Personal information
- Full name: Edgar Aldrighi Júnior
- Date of birth: 30 March 1974 (age 52)
- Place of birth: Pelotas, Rio Grande do Sul, Brazil
- Height: 1.76 m (5 ft 9 in)
- Position: Defensive midfielder

Youth career
- 1995: Grêmio

Senior career*
- Years: Team / Apps / (Gls)
- 1996: Guarani
- 1997: Recife
- 1998: Esportiva
- 1999–2003: Perth Glory / 116 / (2)
- 2003–2006: Internacional (Santa Maria)
- 2006–2009: Tai Po / 54 / (14)
- 2010: Londrina
- 2011: Farroupilha
- 2011–2012: South China / 0 / (0)

International career
- Brazil U23

Managerial career
- 2011–2014: South China (assistant coach)

= Dega (footballer) =

Brazilian footballer (born 1974)

Edgar Aldrighi Júnior (祖利亞 Júnior; born 30 March 1974), also known as Dega, is a Brazilian former professional footballer who played as a defensive midfielder.

==Club career==
Dega was signed by Perth Glory in 1999 by then coach Bernd Stange. Stange's initial reaction to Edgar was that he "didn't look like a Brazilian, I was expecting a big black man," something that was said in jest.

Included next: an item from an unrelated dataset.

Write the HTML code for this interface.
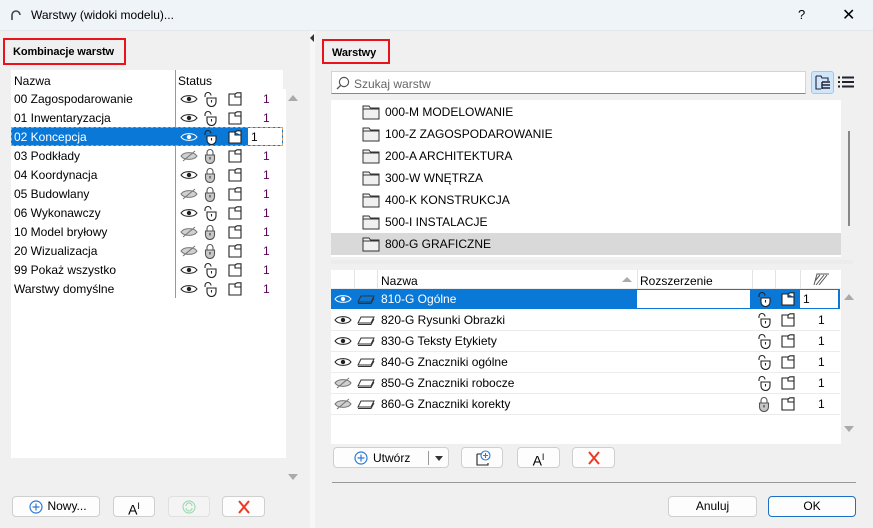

Dega's first match for Perth Glory was against Gippsland in the first round of the 1999/2000 NSL season. Playing in a defensive midfielder role he went on to play over 30 times for the Australian side in that season and was a major reason for the Glory topping the NSL ladder at the end of the season. In the 2000 NSL Grand Final against the Wollongong Wolves (which had finished 3–3) he had the chance to score the winning penalty in the shootout against the Wolves but missed the entire goal. Wollongong went on to win the Grand Final.

The following season Dega again played a major part in the success of the club and also scored one only two of the goals he would score with the club with a 30-yard drive at a home match in front of 'The Shed'. He went on to play 28 times for the Glory in that season but the side was knocked out in the first round of the playoffs. In his third season with the club Dega played 26 matches and was part of the Glory side that dominated the domestic season again but fell in the 2002 NSL Grand Final 1–0 to the Olympic Sharks.

In his final season (the 2002/03 NSL season) with the Glory Dega was hampered by injury problems but still started 26 games and was a big help to getting Glory to their third NSL Grand Final. With the team leading comfortably 2–0 against the Olympic Sharks Dega received a standing ovation when he came on a sub in the 87th minute for Bobby Despotovski. Dega's final match for Perth Glory was finally in a winning final.

=== Tai Po ===
Dega joined Tai Po Football Club in 2006 and wore the number 31 jersey. His debut game for Tai Po Football Club is the first ever home game of the club, played in Tai Po Sports Ground, against South China. In season 2007–08, Dega changed his number to 5. He has been the first choice penalty taker since joining the team. He is always pulled down to the defence line once Joel, the first choice center defender of the team, is not playing. During the latter stage of season 2007–08, he was often deployed as a sweeper or center defender.

==== Rematch dispute ====
Dega took and scored a penalty in the 25th minutes during the league game against Eastern AA at December 2, 2007. Dega was judged by the game referee Pau Sai Yin performed interrupting movement during approaching the ball. According to the rule of FIFA, for infractions by the kicking team, should a goal be scored the kick is retaken. However, the referee awarded a free kick to Eastern AA which has violated the rule of FIFA. After the game, Tai Po Football Club made an official objection to the HKFA and the objection has been approved by the example of the rematch decision made by FIFA on 2006 Asian World Cup Qualifying game Bahrain vs Uzbekistan. In the rematch, Tai Po Football Club won by 3–1, Dega scored a penalty kick without any disputes.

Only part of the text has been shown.